GNOME Optimizations Continue In Striving For Faster 4K Experience

Written by Michael Larabel in GNOME on 13 July 2020 at 06:45 AM EDT. 64 Comments
GNOME
Canonical's Daniel Van Vugt has been engaged in several weeks now in optimizing GNOME for a faster 4K experience particularly when using Intel graphics but many of these optimizations pan out for other GPUs and resolutions too. Over the past week he's been working on yet more optimizations.

We have been reporting on many of Daniel's significant performance optimizations and he's seemingly had no shortage of finding areas to optimize.
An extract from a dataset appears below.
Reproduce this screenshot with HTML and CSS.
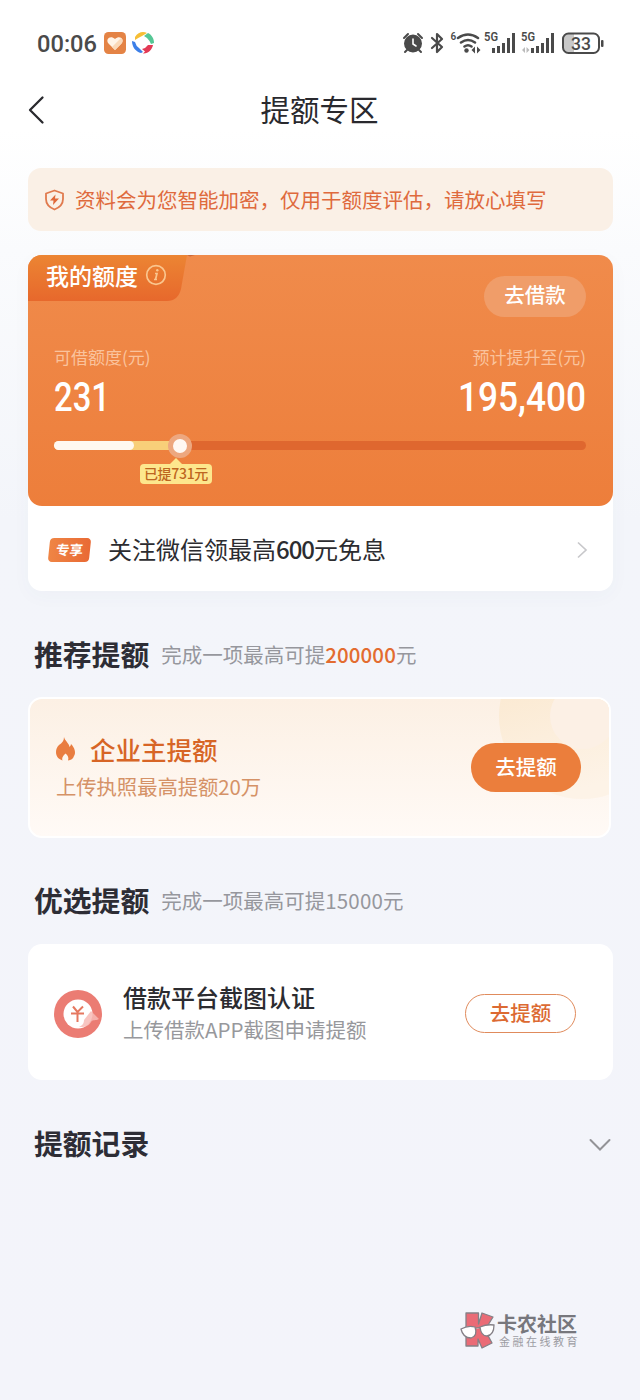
FILE: index.html
```html
<!DOCTYPE html>
<html lang="zh-CN">
<head>
<meta charset="utf-8">
<title>提额专区</title>
<link rel="stylesheet" href="styles.css">
</head>
<body>
<div class="page">
  <div class="status">
    <span class="clock"><svg width="62" height="30"><text x="0" y="24" textLength="60" lengthAdjust="spacingAndGlyphs">00:06</text></svg></span>
    <svg class="app-heart" width="22" height="22" viewBox="0 0 22 22"><rect width="22" height="22" rx="4.5" fill="#e48345"/><path d="M11 18 4.500 11.500C1 7 6.500 2.500 11 7c4.500-4.500 10 0 6.500 4.500z" fill="#fff4e7"/><path d="M11 18 8 15l9-9c2 1 2 4 .5 5.500z" fill="#fbd9b8"/></svg>
    <svg class="app-ring" width="24" height="24" viewBox="0 0 24 24"><path d="M4 6C7 1 12 0 16 2L11 5Q7 7 4 9z" fill="#f6be35"/><path d="M17 2c4 2 6 6 6 10l-3 1q-1-3-4-6l-3-2z" fill="#55c795"/><path d="M1 10l3 1q1 4 4 6l4 4-2 1C5 21 1 16 1 10z" fill="#3c7fe8"/><path d="M11 18q4-1 6-4l5 0c-1 5-5 9-10 8.500l2-2z" fill="#e33a55"/></svg>
    <svg class="sysicons" width="204" height="26" viewBox="0 0 204 26">
      <g fill="none" stroke="#4a4a4a" stroke-width="2" stroke-linecap="round">
        <circle cx="11" cy="13.500" r="8" fill="#4a4a4a"/><path d="M2 8l4-4M20 8l-4-4M5 20l-2 2M17 20l2 2"/>
        <path d="M11 9v5l3 2" stroke="#fff" stroke-width="1.600"/>
        <path d="M30 8l10 9-5 5V4l5 5-10 9" stroke-width="2.200" stroke-linejoin="round"/>
        <path d="M56 8q10-7 20 0M59 12.500q7-5 14 0M62.500 16.500q3.500-2.500 7 0" stroke-width="2.500"/>
      </g>
      <g fill="#4a4a4a">
        <circle cx="64.500" cy="20.500" r="2.200"/><path d="M73 16.500v7l-3.500-3.500zM75 16.500v7l3.500-3.500z"/>
        <path d="M90 18h3v5h-3zM95 16h3v7h-3zM100 13h3v10h-3zM105 8h3v15h-3zM110 3h3v20h-3z"/>
        <path d="M129 18h3v5h-3zM134 16h3v7h-3zM139 13h3v10h-3zM144 8h3v15h-3zM149 3h3v20h-3z"/>
        <path d="M123 17v6l-3-3zM124.500 17v6l3-3z" fill="#bbb"/>
        <rect x="199" y="10" width="2.500" height="7" rx="1"/>
      </g>
      <path d="M167 4h5v19h-5q-5 0-5-5V9q0-5 5-5z" fill="#c8c8c8"/>
      <rect x="161" y="3.500" width="36" height="19.500" rx="5.500" fill="none" stroke="#4a4a4a" stroke-width="2"/>
      <g class="sys-text"><text x="48.500" y="10" font-size="10">6</text><text x="82" y="11" font-size="12" textLength="14" lengthAdjust="spacingAndGlyphs">5G</text><text x="119" y="11" font-size="12" textLength="14" lengthAdjust="spacingAndGlyphs">5G</text><text x="169" y="19.500" font-size="18" font-weight="500" textLength="20" lengthAdjust="spacingAndGlyphs">33</text></g>
    </svg>
  </div>

  <header class="nav">
    <svg class="back" width="18" height="30" viewBox="0 0 18 30"><path d="M14.500 2.500 2 15 14.500 27.500" fill="none" stroke="#2a2a2e" stroke-width="2.300" stroke-linecap="round" stroke-linejoin="round"/></svg>
    <h1>提额专区</h1>
  </header>

  <div class="notice">
    <svg width="21" height="22" viewBox="0 0 21 22"><path d="M10.500 1.500 19 4.500V10c0 5-3.500 8.500-8.500 10.500C5.500 18.500 2 15 2 10V4.500z" fill="none" stroke="#e07a4e" stroke-width="1.800" stroke-linejoin="round"/><path d="M11.500 5.500 6 11.500h3.500L9 16l6-6.500h-4z" fill="#e0693a"/></svg>
    <span>资料会为您智能加密，仅用于额度评估，请放心填写</span>
  </div>

  <section class="quota">
    <div class="quota-card">
      <svg class="tab-shape" width="168" height="46" viewBox="0 0 168 46"><defs><linearGradient id="tab" x2="0" y2="1"><stop stop-color="#ec8533"/><stop offset="1" stop-color="#e7682c"/></linearGradient></defs><path d="M0 0H160L154 34Q151 46 140 46H0z" fill="url(#tab)"/><path d="M160 0h8l-5 1.500z" fill="#cd6836"/></svg>
      <div class="tab-label">我的额度
        <svg width="22" height="22" viewBox="0 0 22 22"><circle cx="11" cy="11" r="9.300" fill="none" stroke="#fac68e" stroke-width="1.700"/><path d="M10 9.500h2l-1.500 6M9 15.500h3" fill="none" stroke="#fac68e" stroke-width="1.700"/><circle cx="12.300" cy="6.300" r="1.200" fill="#fac68e"/></svg>
      </div>
      <div class="borrow">去借款</div>
      <div class="amounts">
        <div><p>可借额度(元)</p><svg width="60" height="52"><text x="0" y="41" textLength="56" lengthAdjust="spacingAndGlyphs">231</text></svg></div>
        <div class="right"><p>预计提升至(元)</p><svg width="130" height="52"><text x="2" y="41" textLength="128" lengthAdjust="spacingAndGlyphs">195,400</text></svg></div>
      </div>
      <div class="track"><div class="raised"></div><div class="base"></div><div class="thumb"></div><div class="tip">已提731元</div></div>
    </div>
    <div class="wechat">
      <span class="tag"><b>专享</b></span>
      <span class="wechat-text">关注微信领最高<i>600</i>元免息</span>
      <svg width="12" height="18" viewBox="0 0 12 18"><path d="M2 1.500 10 9l-8 7.500" fill="none" stroke="#c8c8cb" stroke-width="1.700"/></svg>
    </div>
  </section>

  <div class="heading"><h2>推荐提额</h2><p>完成一项最高可提<em>200000</em>元</p></div>

  <section class="owner">
    <svg class="rings" width="112" height="101" viewBox="0 0 112 101"><defs><linearGradient id="ring" x2="0.300" y2="1"><stop stop-color="#fae5c8"/><stop offset="1" stop-color="#fdf3e7"/></linearGradient></defs><circle cx="83" cy="17" r="83" fill="url(#ring)"/><circle cx="84" cy="17" r="33" fill="#fcf0e5"/></svg>
    <div class="owner-text">
      <div class="owner-title">
        <svg width="22" height="24" viewBox="0 0 22 24"><path d="M9 0c1 4 5 6 5.500 10 1-1 1.500-2 1.500-3 4 4 5 9 3 12-1 3-3 4-6 4.500 1-3 0-5-2.500-7-2 2-4 4-3 7C3 22 1 19 1 15c0-3 1-5 3-7C7 6 9 4 9 0z" fill="#e97d40"/></svg>
        <span>企业主提额</span>
      </div>
      <p>上传执照最高提额20万</p>
    </div>
    <div class="btn-solid">去提额</div>
  </section>

  <div class="heading heading-b"><h2>优选提额</h2><p>完成一项最高可提<i>15000</i>元</p></div>

  <section class="platform">
    <svg width="50" height="50" viewBox="0 0 50 50"><circle cx="25" cy="25" r="24" fill="#eb7c73"/><circle cx="25" cy="25" r="14.500" fill="#fff"/><path d="M20 17.500l4.500 5.500 5.500-5.500M18 24.500h13M24.500 23v10" fill="none" stroke="#e57860" stroke-width="2"/><path d="M31 31l7-9 8 8c-3 2-6 0-8 3-3 5-7 5-12 5 4-2 5-4 5-7z" fill="#f7bbb6" opacity=".85"/></svg>
    <div class="platform-text"><h3>借款平台截图认证</h3><p>上传借款APP截图申请提额</p></div>
    <div class="btn-line">去提额</div>
  </section>

  <div class="record"><h2>提额记录</h2><svg width="22" height="14" viewBox="0 0 22 14"><path d="M1.500 2 11 11.500 20.500 2" fill="none" stroke="#939397" stroke-width="2" stroke-linecap="round"/></svg></div>

  <footer class="brand">
    <svg width="36" height="37" viewBox="0 0 36 37"><path d="M6 1h12.500v11L22 1l11 4-8 13 7 13-10 5-4-9v7H6z" fill="#ea6b76" stroke="#858087" stroke-width="1.300" stroke-linejoin="round"/><path d="M1 17q7-4 14-2 3 9-4 11-8 0-10-9zM20 15q7-3 14-2 0 10-7 11-6 0-7-9zM15 17q2-2 5-1" fill="#fff" stroke="#858087" stroke-width="1.300"/></svg>
    <div class="brand-text"><b>卡农社区</b><span>金融在线教育</span></div>
  </footer>
</div>
</body>
</html>
```
FILE: styles.css
```css
* { box-sizing: border-box; }
body, h1, h2, h3, p { margin: 0; }
body { font-family: "Noto Sans CJK SC", sans-serif; color: #2d2d35; }
svg { display: block; flex-shrink: 0; }
i, em { font-style: normal; }
.page {
  height: 1400px;
  overflow: hidden;
  padding: 0 27px 0 28px;
  background: linear-gradient(#fff 0, #fff 130px, #fafbfd 250px, #f3f5fa 520px, #f3f4fa 100%);
  display: flex;
  flex-direction: column;
}
.status { height: 86px; display: flex; align-items: center; padding-left: 9px; flex-shrink: 0; }
.clock text { font: 500 23.5px Roboto, sans-serif; fill: #4a4a4a; }
.app-heart { margin-left: 5px; }
.app-ring { margin-left: 5px; }
.sysicons { margin-left: auto; margin-right: 7px; }
.sys-text { font-family: Roboto, sans-serif; font-weight: 600; fill: #4a4a4a; }

.nav { height: 46px; display: grid; grid-template-columns: 18px 1fr 18px; align-items: center; flex-shrink: 0; }
.nav h1 { text-align: center; font-size: 29.5px; font-weight: 400; line-height: 44px; color: #29292e; padding-bottom: 3px; margin-left: -2px; }

.notice { margin-top: 36px; height: 63px; border-radius: 13px; background: #faf0e6; display: flex; align-items: center; gap: 10px; padding-left: 16px; font-size: 20.5px; line-height: 30px; color: #df6a3d; white-space: nowrap; flex-shrink: 0; }
.notice span { padding-bottom: 2px; }

.quota { margin-top: 24px; height: 336px; border-radius: 14px; background: #fff; box-shadow: 0 5px 20px rgba(70, 80, 120, .03); flex-shrink: 0; }
.quota-card { position: relative; height: 251px; border-radius: 14px; background: linear-gradient(#f08b4b, #ed7e3b); color: #fff; overflow: hidden; padding: 21px 27px 0 26px; }
.tab-shape { position: absolute; left: -1px; top: 0; }
.tab-label { position: absolute; left: 18px; top: 3px; display: flex; align-items: center; gap: 7px; font-size: 23px; font-weight: 500; line-height: 34px; }
.borrow { width: 102px; height: 41px; margin-left: auto; border-radius: 21px; background: #f09d69; font-size: 20.5px; line-height: 36px; text-align: center; font-weight: 500; }
.amounts { display: flex; justify-content: space-between; margin-top: 28px; }
.amounts p { font-size: 17px; line-height: 24px; height: 26px; color: #fac39d; }
.amounts .right { display: flex; flex-direction: column; align-items: flex-end; }
.amounts text { font: 500 41px Roboto, sans-serif; fill: #fff; }
.amounts svg { margin-top: -1px; }
.track { position: relative; margin-top: 19px; height: 9px; border-radius: 5px; background: #df672f; }
.raised { position: absolute; left: 0; top: 0; width: 126px; height: 9px; border-radius: 5px; background: #f8cf79; }
.base { position: absolute; left: 0; top: 0; width: 80px; height: 9px; border-radius: 5px; background: #fff8f0; }
.thumb { position: absolute; left: 114px; top: -7px; width: 24px; height: 24px; border-radius: 50%; border: 5px solid #eda77f; background: #fff8f3; }
.tip { position: absolute; left: 86px; top: 23px; width: 72px; height: 20px; border-radius: 4px; background: #fde78d; color: #bd6520; font-size: 14px; font-weight: 500; line-height: 19px; text-align: center; white-space: nowrap; letter-spacing: -.3px; }
.tip::before { content: ""; position: absolute; left: 29px; top: -6px; border: 7px solid transparent; border-top: 0; border-bottom-color: #fde78d; }

.wechat { height: 85px; display: flex; align-items: center; padding: 2px 25px 0 21px; }
.tag { width: 41px; height: 24px; border-radius: 4px; background: linear-gradient(90deg, #ef8545, #e96a34); transform: skewX(-6deg); color: #fff; font-size: 13.5px; line-height: 23px; text-align: center; }
.tag b { display: block; font-weight: 700; }
.wechat-text { margin-left: 18px; padding-bottom: 2px; font-size: 24px; line-height: 36px; color: #2c2c30; }
.wechat-text i { letter-spacing: -1px; font-weight: 500; }
.wechat svg { margin-left: auto; }

.heading { display: flex; align-items: center; height: 44px; margin-top: 41px; padding-left: 6px; flex-shrink: 0; }
h2 { font-size: 28.8px; line-height: 44px; font-weight: 700; }
.heading p { margin-left: 12px; font-size: 20.5px; line-height: 30px; padding-bottom: 1px; color: #96979d; }
.heading em { font-weight: 500; color: #e36c30; letter-spacing: .1px; }
.heading i { letter-spacing: .2px; }

.owner { position: relative; margin-top: 21px; margin-right: 2px; height: 141px; border: 2px solid #fff; border-radius: 14px; background: linear-gradient(#fcf0e4, #fffaf6); overflow: hidden; display: flex; justify-content: space-between; padding: 0 28px 0 25px; flex-shrink: 0; }
.rings { position: absolute; right: -2px; top: 0; }
.owner-text { padding-top: 31px; }
.owner-title { display: flex; align-items: center; gap: 13px; font-size: 25.5px; line-height: 38px; font-weight: 500; color: #d76526; }
.owner-text p { margin-left: 1px; margin-top: 3px; font-size: 20.4px; line-height: 30px; letter-spacing: -.1px; color: #d59267; }
.btn-solid { position: relative; margin-top: 44px; width: 110px; height: 49px; border-radius: 25px; background: #eb7e3c; color: #fff; font-size: 20.5px; line-height: 46px; font-weight: 500; text-align: center; }

.heading-b { margin-top: 40px; }
.platform { margin-top: 22px; height: 136px; border-radius: 14px; background: #fff; display: flex; align-items: center; padding: 3px 37px 0 25px; flex-shrink: 0; }
.platform-text { margin-left: 20px; padding-bottom: 3px; }
h3 { font-size: 24px; line-height: 34px; font-weight: 500; color: #2c2c30; }
.platform-text p { font-size: 20.5px; line-height: 30px; color: #97989c; }
.btn-line { margin-left: auto; width: 111px; height: 39px; border: 1px solid #e08b5c; border-radius: 20px; color: #dc6a32; font-size: 20.5px; line-height: 35px; font-weight: 500; text-align: center; }

.record { display: flex; align-items: center; justify-content: space-between; margin-top: 41px; padding: 0 2px 0 6px; height: 44px; flex-shrink: 0; }
.record svg { margin-top: 4px; }
.brand { display: flex; margin-top: auto; margin-bottom: 51px; margin-left: 432px; height: 37px; gap: 1px; }
.brand-text { display: flex; flex-direction: column; white-space: nowrap; }
.brand b { font-size: 20px; line-height: 23px; color: #77777d; }
.brand span { margin-left: 2px; font-size: 11px; line-height: 13px; letter-spacing: 2.500px; color: #9c9ca3; }
```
As part of his status update for the weekly Ubuntu desktop team reports, Daniel noted, "Continued progress toward making 4K (or any resolution) faster and smoother..."

Some of the new optimizations he has been working on over the past week include setting up Mutter to cull actors not intersecting the redraw clip, which can lead to more than a 10% reduction in render time and potentially boosting other areas too.

Avoid painting most of the wallpaper in the overview for a roughly 10% reduction in GPU power usage at least with Intel hardware while also reducing render times. The current behavior in the overview area was leading to almost every pixel needing to be touched.

A workspace switching optimization that can reduce the render time during the switching process by more than 20%.

And he's been working on other GNOME code too, all just some of his GNOME performance adventures over the past week.

In running many 4K displays with GNOME around here, I am very excited for GNOME 3.38 come September with all of the performance work building up as well as continuing to polish the Wayland experience.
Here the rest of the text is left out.